The Olympic rings at Madureira Park

Brazil's deepening economic downturn and political crisis will not affect the 2016 Rio Olympics, the head organizer says, describing the huge task of preparing the city for the Games as well on track.

"As far as the organization and the work -- or the athletes' preparation -- ahead of the Games, (the crisis) has not affected anything," Carlos Nuzman, president of the Rio 2016 committee, told AFP in a recent interview in the northeastern city of Fortaleza.

"Everything is on schedule. Sometimes you'd like things to be further ahead, but sometimes no, since we'd have to pay the maintenance," he said, insisting that Brazil's chaotic preparations for the 2014 football World Cup were a thing of the past.

"We are not guided by the World Cup but by my experience of many Olympics," Nuzman, 73, a former Olympic volleyball player, said.

Brazil is in a steep economic downturn, exacerbated by crisis in President Dilma Rousseff's government and a huge corruption scandal that is centered on oil company Petrobras but has also hit major construction companies involved in the Olympics preparation.
Nuzman said there was no danger of the scandal impeding the Games. "Not one project has stopped. They continue and continue daily."

Even the much criticized levels of pollution in Guanabara Bay, where the sailing and windsurfing events will take place, are not a cause for concern, Nuzman said.

"We have made an effort to have clean waters and in bacteria tests that we've done we could find nothing wrong," he said of the sewage-filled bay.

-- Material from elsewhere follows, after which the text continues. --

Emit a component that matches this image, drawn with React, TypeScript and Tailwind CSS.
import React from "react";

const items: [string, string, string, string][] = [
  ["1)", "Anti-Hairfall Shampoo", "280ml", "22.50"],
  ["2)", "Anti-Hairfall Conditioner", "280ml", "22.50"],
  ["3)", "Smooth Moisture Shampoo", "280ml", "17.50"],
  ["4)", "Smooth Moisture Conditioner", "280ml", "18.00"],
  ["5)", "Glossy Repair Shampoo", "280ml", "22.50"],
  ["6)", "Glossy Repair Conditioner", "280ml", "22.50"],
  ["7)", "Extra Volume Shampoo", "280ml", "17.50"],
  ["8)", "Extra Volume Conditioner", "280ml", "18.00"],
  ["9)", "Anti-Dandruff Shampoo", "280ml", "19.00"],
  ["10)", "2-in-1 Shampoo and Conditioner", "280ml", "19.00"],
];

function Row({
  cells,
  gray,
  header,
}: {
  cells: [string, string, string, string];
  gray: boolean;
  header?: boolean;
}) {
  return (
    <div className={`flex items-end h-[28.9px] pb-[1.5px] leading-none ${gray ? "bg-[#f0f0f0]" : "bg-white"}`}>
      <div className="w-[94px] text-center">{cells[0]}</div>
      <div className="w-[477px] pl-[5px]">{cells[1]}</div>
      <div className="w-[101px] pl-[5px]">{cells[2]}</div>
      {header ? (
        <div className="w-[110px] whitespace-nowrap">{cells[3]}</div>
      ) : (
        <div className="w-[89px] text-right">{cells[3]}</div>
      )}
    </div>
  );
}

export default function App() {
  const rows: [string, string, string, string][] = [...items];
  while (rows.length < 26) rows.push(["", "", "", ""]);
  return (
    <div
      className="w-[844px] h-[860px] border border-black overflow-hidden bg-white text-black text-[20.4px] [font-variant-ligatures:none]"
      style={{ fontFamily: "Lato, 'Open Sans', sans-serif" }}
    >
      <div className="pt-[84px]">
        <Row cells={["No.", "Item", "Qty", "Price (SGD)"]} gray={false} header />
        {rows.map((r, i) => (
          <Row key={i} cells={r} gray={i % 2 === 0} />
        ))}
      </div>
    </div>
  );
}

However, he said that a planned virus test has yet to take place and rejected media pressure on him to demonstrate the water's cleanliness by diving in himself.

"It's not about me getting in or drinking the water, as some want. What I want is to do the best and get the athletes the conditions they need."

- Footballing revenge -

Nuzman, who also heads Brazil's Olympic Committee, said the host country still hopes to break into the top 10 medals rank after having invested about $185 million on preparation of athletes. At the last Games, in London in 2012, Brazil came 22nd in the rankings.
"My life is full of challenges and it was important that after winning the host city we made this goal," he said. "We will fight to get there."

And in addition to the push for medals this time, "the committee now has a team to prepare athletes from 2016 to 2020 and 2024. Brazil has to make use of these Games. We cannot fail," he said.

It's probable that many in this football-mad country would swap all the medals in the world for one gold in the final of the soccer tournament -- even if just to erase the memory of the 7-1 semi-final defeat to Germany in the World Cup last year.

"That 7-1 is history," Nuzman said. "I think the Brazil team, if Neymar is there, will be better. It will be difficult. Everyone knows what this means to Brazil."